For a compost pile, you’re supposed to “layer” browns and greens, 25 times more browns (carbons) than greens (nitrogenous or animal wastes), then keep the pile moistened like a damp sponge, and make sure it has adequate air, top to bottom. To make sure of the latter, many people turn their compost piles regularly, or use a tool that, once thrust into the pile, extends “wings” when you start to withdraw the tool, exposing a fair amount of the pile to oxygen. Depending on the size of the pile, it may take several pokes to thoroughly aerate it.

Nitrogenous materials, or “greens,” include grass clippings, alfalfa meal, blood meal, poultry and other animal manures. Browns are brown or yellow, dry, coarse and bulky organic matter. Never use meat, bones, grease, dairy, peony clippings, walnut leaves or blight-afflicted plants in your compost.

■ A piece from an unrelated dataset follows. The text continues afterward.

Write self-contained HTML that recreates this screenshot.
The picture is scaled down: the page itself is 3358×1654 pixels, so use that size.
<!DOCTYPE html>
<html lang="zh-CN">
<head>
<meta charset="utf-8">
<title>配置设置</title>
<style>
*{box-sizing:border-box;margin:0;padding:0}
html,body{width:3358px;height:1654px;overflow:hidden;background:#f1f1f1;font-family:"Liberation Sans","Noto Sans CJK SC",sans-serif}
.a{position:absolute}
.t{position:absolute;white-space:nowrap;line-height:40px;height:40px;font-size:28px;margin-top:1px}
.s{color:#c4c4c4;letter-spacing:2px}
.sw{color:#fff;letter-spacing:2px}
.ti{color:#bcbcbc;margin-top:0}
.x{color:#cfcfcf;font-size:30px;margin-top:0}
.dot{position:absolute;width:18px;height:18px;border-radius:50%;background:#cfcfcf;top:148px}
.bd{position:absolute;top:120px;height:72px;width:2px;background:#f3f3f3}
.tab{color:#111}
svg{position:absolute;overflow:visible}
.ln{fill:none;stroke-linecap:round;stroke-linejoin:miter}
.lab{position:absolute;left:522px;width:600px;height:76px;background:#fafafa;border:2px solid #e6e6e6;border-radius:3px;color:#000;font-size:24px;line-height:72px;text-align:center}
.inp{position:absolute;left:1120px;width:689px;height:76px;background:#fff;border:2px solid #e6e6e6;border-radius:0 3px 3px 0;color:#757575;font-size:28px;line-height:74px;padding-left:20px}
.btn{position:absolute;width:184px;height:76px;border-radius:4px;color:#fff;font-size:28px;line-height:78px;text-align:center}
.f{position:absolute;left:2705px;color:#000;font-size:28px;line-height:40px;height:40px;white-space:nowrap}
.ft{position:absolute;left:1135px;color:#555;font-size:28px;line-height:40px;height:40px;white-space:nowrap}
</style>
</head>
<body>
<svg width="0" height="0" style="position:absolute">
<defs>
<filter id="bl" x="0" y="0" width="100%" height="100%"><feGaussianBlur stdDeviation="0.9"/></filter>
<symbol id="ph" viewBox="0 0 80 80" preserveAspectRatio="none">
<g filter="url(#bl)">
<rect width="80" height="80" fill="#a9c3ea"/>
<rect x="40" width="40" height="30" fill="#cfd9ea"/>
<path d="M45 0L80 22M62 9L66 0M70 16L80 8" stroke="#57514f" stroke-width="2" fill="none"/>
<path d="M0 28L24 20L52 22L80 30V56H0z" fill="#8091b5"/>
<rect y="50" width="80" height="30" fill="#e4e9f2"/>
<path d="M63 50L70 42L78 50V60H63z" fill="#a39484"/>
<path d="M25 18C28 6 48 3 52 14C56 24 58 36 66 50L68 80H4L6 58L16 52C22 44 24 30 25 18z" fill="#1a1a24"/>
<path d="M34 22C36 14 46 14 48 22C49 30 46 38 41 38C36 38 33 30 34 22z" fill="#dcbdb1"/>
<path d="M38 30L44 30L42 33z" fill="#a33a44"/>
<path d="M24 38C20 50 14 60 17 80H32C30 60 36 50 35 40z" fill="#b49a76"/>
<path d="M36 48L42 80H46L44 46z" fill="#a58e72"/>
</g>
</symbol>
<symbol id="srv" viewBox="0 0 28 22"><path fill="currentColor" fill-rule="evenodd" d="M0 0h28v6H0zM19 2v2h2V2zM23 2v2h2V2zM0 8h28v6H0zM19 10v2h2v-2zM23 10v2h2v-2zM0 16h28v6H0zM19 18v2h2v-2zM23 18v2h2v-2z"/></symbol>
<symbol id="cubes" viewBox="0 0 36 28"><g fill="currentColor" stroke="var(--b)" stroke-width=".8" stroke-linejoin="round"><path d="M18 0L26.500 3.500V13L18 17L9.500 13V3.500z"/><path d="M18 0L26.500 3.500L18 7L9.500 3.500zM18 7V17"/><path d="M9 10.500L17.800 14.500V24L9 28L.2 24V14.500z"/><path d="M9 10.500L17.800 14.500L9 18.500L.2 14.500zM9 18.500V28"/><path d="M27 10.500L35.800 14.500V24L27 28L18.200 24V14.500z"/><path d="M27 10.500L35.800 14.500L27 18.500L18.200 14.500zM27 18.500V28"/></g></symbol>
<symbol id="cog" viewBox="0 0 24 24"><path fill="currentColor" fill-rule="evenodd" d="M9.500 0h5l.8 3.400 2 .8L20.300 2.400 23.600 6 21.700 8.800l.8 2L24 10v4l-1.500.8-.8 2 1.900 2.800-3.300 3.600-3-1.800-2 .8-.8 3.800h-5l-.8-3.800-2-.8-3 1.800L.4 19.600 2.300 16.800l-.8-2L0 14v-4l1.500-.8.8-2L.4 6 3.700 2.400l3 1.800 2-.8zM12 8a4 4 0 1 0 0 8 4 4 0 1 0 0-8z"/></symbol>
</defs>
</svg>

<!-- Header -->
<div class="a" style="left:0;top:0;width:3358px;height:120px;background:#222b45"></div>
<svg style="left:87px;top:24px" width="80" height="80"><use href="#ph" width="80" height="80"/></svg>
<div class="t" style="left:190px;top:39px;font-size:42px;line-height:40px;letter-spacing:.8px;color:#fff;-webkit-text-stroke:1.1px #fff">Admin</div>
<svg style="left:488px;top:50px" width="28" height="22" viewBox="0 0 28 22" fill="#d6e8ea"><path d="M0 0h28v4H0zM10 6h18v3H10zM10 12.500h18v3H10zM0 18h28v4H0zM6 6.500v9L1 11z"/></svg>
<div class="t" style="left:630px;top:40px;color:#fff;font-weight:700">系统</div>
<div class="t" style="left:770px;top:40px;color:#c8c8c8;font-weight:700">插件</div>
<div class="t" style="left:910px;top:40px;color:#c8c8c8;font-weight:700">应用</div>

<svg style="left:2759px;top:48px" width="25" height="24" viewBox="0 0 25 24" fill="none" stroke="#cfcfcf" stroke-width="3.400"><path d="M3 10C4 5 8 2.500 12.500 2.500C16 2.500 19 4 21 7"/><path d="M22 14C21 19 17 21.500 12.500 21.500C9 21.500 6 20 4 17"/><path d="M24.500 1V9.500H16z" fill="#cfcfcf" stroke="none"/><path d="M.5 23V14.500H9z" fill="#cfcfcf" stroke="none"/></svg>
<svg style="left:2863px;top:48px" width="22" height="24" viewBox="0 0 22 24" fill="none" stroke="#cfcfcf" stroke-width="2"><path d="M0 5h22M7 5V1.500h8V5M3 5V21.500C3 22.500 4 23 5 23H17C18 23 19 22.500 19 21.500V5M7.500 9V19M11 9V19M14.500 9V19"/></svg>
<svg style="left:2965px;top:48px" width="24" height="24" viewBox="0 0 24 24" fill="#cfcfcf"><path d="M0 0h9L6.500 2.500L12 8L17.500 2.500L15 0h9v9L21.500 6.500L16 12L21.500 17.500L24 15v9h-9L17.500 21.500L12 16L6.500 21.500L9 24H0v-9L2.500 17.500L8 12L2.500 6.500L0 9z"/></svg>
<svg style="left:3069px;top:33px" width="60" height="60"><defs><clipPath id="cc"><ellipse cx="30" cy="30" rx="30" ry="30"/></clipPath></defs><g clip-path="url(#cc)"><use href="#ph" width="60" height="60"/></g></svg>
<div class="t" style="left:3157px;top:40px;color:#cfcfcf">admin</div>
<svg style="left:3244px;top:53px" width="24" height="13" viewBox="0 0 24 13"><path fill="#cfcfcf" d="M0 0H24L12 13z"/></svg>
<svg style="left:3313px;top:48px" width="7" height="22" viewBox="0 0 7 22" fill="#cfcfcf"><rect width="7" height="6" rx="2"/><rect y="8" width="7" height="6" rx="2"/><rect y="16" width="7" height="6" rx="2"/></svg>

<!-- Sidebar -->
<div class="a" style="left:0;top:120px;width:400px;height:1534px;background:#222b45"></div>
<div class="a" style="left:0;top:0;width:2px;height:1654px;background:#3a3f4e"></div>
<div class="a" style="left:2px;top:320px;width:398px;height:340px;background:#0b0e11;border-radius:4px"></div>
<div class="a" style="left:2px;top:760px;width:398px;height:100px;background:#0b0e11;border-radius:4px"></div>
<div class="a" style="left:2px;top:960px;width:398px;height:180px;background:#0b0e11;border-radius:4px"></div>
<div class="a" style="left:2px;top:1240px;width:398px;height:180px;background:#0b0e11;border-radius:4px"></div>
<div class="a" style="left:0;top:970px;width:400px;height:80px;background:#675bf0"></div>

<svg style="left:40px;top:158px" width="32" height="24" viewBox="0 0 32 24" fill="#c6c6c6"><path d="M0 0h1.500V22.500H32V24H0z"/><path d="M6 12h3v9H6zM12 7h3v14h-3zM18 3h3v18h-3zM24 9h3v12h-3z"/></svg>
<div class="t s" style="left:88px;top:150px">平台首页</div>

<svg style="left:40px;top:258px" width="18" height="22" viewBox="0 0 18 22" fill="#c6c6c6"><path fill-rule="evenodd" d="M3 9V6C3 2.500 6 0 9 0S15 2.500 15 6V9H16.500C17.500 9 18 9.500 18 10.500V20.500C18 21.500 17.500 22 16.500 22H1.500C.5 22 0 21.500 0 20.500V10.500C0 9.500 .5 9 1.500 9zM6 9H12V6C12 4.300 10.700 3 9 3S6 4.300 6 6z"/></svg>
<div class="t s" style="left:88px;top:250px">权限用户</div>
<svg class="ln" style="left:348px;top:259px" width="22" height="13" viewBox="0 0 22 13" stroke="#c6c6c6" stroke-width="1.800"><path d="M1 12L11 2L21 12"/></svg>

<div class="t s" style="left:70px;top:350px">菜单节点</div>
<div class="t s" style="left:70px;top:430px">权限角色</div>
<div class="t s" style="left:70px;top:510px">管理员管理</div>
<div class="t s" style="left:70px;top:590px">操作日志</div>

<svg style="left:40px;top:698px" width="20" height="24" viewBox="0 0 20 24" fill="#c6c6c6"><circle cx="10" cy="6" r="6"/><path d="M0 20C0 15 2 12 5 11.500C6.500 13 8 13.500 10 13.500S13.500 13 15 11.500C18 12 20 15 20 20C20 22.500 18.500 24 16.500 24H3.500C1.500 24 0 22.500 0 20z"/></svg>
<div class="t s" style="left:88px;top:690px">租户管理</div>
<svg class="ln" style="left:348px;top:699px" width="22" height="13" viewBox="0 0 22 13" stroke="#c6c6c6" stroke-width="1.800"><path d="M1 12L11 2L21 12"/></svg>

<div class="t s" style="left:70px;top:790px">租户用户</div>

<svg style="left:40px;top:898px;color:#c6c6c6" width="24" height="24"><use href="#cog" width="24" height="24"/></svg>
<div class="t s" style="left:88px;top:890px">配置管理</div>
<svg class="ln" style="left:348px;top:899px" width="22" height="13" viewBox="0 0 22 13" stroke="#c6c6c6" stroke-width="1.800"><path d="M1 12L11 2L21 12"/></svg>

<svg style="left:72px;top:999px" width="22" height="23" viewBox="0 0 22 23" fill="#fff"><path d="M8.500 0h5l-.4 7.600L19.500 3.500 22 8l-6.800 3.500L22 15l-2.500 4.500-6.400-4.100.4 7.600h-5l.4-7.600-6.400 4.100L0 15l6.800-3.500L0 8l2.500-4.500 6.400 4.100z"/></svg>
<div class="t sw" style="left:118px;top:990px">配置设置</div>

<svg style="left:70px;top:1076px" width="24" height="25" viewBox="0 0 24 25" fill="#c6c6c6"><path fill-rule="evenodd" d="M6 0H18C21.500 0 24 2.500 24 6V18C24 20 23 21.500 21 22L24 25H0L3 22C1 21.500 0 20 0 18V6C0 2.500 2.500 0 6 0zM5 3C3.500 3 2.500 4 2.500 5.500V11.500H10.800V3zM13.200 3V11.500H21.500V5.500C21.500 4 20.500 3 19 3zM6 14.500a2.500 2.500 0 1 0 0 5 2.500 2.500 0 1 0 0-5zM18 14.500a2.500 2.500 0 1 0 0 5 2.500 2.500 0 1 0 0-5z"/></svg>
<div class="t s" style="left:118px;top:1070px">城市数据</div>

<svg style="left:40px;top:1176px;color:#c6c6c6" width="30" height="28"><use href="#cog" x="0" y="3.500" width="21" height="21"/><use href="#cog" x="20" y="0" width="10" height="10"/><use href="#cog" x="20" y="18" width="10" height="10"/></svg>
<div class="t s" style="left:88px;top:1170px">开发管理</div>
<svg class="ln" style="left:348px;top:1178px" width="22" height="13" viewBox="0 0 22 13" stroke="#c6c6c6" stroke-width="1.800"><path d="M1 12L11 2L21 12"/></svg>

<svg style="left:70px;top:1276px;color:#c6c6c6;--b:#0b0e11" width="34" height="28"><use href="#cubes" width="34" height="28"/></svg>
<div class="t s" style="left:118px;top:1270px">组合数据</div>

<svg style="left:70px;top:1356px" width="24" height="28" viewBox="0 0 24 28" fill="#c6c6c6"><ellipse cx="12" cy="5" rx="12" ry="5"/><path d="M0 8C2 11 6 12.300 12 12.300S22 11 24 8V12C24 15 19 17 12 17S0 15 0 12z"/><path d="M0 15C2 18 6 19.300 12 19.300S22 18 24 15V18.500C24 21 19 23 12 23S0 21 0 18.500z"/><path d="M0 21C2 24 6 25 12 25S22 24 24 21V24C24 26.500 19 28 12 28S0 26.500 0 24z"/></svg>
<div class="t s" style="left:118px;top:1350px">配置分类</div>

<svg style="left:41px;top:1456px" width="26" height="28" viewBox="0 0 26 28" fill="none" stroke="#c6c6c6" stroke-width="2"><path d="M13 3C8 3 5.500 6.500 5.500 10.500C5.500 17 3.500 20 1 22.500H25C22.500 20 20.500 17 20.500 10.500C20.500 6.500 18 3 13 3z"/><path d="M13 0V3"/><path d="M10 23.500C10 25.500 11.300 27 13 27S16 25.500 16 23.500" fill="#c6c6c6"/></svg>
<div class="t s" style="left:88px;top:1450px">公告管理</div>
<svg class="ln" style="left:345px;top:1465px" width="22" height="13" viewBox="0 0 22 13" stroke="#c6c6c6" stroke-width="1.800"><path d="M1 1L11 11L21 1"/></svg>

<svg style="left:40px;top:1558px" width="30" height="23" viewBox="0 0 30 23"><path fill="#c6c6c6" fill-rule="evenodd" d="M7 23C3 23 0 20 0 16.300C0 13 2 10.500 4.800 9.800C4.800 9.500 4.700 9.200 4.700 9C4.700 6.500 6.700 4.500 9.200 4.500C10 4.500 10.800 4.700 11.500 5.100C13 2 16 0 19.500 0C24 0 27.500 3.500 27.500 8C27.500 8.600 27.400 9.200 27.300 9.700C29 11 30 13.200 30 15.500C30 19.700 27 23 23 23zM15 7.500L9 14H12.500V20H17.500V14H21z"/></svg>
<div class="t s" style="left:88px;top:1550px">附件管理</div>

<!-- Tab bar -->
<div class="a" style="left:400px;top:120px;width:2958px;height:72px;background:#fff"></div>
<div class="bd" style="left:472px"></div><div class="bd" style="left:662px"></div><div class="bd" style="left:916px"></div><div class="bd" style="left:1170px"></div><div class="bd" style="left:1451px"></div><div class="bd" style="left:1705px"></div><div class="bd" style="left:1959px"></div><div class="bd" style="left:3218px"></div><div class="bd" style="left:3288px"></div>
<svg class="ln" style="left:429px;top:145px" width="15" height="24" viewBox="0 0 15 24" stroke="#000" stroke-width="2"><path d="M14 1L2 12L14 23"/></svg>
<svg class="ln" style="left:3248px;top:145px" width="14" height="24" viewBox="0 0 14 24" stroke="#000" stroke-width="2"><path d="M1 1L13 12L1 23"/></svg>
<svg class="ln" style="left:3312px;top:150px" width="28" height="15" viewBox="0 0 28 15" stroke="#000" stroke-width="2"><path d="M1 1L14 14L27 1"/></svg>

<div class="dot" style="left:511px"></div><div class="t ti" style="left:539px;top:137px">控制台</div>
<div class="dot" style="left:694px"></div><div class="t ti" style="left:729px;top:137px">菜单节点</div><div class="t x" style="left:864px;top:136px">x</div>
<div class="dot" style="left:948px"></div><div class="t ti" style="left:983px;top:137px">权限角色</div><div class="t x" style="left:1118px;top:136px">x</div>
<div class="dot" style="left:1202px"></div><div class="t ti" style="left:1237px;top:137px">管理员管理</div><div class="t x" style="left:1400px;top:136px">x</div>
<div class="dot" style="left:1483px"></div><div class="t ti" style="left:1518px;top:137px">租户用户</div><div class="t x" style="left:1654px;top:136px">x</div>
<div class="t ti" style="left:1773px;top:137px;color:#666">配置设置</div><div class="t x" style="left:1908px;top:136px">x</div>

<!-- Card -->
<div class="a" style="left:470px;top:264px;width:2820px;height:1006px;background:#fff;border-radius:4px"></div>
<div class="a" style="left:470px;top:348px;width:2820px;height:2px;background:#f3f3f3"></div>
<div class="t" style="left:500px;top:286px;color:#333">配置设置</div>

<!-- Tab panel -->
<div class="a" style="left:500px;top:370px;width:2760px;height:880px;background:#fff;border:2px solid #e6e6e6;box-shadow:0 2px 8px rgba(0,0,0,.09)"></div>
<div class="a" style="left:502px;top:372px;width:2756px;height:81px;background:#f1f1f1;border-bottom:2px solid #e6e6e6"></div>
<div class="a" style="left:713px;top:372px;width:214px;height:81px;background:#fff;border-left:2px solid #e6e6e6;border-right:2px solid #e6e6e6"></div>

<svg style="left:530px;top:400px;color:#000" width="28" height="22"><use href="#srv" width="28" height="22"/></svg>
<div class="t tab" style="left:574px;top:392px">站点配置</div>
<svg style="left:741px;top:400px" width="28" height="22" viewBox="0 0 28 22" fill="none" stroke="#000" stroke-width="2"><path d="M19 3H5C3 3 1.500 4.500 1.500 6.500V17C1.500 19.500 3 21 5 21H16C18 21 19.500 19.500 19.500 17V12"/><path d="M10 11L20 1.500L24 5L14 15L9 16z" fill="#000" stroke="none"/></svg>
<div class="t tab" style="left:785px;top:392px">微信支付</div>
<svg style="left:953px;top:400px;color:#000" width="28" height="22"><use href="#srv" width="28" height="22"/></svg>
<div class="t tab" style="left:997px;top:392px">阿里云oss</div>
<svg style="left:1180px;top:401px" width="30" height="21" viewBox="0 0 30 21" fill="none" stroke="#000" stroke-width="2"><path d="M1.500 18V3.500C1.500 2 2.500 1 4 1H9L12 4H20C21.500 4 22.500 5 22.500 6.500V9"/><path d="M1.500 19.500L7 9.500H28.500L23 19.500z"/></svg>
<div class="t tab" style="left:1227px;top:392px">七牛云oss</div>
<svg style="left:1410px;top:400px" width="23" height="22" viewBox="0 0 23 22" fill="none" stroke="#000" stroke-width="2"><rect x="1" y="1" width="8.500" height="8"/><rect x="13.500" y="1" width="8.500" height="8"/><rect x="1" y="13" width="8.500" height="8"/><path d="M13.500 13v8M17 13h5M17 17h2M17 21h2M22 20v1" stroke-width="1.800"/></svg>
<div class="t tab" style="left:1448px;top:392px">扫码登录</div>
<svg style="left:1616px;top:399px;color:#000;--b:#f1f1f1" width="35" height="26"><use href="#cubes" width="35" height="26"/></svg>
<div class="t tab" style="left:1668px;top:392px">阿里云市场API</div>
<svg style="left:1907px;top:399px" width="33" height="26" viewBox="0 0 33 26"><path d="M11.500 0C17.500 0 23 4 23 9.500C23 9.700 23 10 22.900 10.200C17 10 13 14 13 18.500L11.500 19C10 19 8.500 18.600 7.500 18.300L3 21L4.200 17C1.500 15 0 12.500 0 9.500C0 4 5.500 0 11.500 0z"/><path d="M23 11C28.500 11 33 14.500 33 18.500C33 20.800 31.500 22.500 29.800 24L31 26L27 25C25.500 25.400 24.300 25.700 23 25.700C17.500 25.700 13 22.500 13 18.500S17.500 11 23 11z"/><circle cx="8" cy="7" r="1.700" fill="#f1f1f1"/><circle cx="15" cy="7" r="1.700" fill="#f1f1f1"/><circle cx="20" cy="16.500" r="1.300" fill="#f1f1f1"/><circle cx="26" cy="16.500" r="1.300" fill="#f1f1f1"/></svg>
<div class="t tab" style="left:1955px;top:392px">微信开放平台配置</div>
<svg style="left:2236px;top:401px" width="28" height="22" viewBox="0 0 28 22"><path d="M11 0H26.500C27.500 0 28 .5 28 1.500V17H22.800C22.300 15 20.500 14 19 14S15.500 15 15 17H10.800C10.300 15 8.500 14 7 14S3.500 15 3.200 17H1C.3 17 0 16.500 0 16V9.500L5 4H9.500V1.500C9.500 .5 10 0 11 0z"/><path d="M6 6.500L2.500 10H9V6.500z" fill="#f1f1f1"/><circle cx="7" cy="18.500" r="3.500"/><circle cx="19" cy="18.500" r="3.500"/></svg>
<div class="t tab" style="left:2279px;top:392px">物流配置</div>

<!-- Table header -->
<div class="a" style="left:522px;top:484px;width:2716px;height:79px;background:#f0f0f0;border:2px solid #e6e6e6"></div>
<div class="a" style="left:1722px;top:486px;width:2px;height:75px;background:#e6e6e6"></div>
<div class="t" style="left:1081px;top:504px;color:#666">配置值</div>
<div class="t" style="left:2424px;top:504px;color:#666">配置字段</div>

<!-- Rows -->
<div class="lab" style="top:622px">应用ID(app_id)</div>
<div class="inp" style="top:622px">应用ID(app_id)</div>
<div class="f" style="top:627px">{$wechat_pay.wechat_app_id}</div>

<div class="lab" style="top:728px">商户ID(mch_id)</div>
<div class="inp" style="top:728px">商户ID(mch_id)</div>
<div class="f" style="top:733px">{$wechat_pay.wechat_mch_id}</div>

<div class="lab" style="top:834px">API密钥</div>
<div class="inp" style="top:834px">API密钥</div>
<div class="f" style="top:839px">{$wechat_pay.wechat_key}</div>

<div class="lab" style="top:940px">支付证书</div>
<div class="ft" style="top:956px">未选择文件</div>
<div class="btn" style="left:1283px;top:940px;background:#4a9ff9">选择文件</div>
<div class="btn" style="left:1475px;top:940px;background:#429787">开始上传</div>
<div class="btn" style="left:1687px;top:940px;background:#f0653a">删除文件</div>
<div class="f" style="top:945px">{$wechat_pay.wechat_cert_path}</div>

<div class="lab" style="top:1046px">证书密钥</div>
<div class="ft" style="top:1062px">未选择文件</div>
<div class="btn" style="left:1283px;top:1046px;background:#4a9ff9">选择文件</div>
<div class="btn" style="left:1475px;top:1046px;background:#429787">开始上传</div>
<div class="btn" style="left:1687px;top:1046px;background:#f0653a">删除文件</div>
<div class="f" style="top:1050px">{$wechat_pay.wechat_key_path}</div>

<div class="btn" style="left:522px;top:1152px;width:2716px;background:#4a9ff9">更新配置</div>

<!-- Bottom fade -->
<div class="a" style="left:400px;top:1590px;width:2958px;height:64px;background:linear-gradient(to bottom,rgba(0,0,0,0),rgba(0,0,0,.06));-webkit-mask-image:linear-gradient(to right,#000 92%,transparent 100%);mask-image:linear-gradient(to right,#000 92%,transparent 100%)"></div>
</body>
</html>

All materials will decompose faster if they’re mechanically chipped or shredded.

Lawnmowers exert sufficient vacuum power to pick up and shred fallen leaves, and that also prevents their matting and barring water when they’re used as mulch. If they’re used in compost, they decay faster than whole leaves.

Many folks use commercial barrel-like composters or just three or four pallets wired together. A three-pallet setup is easily accessed for turning.

Another method is sheet composting, laying your organic matter on the soil or in holes or trenches, and then tilling it in or covering it with soil.

Some compost piles heat up quickly, and may become more than uncomfortably hot. If set up next to a wooden fence, for instance, it’s embarrassing and dangerous when the pile catches the fence on fire.

Compost piles set up in less than ideal layers will eventually decompose into good compost, but are regarded as “cold compost.” Proper layers, moistness and air just hasten the process, creating “hot compost,” but don’t depend on getting “black gold” compost in 14 days. In spite of the advertising, I haven’t met anyone who’s succeeded to that extent with any equipment.

Compost is completed when you can no longer identify pieces in it. It can be used as mulch, or spread on garden beds or around shrubs and trees to a depth of about an inch.

It increases microbial activity in the soil food web when compost tea is thoroughly aerated and applied to soil. When I’ve applied it to nearly compacted soil, it turns into light, fluffy soil within days. Some folks also use compost tea as a foliar feed to restore or maintain good health of plants.

Researchers at Laval University in Canada found that “ramial wood chips” worked wonders in soil conditioning when laid atop soil. The branches already had the right ratio of green (cambium layer) to brown (heartwood), and contained their own moisture.

Dead trees or shrubs lack the green layer, so they don’t work as well.

Most of us build “cold compost” piles, adding a little organic matter at a time.

That works, too. Rot happens in its own time. And if we move across town, the first thing gardeners move is their compost pile. That’s how valuable this black gold is.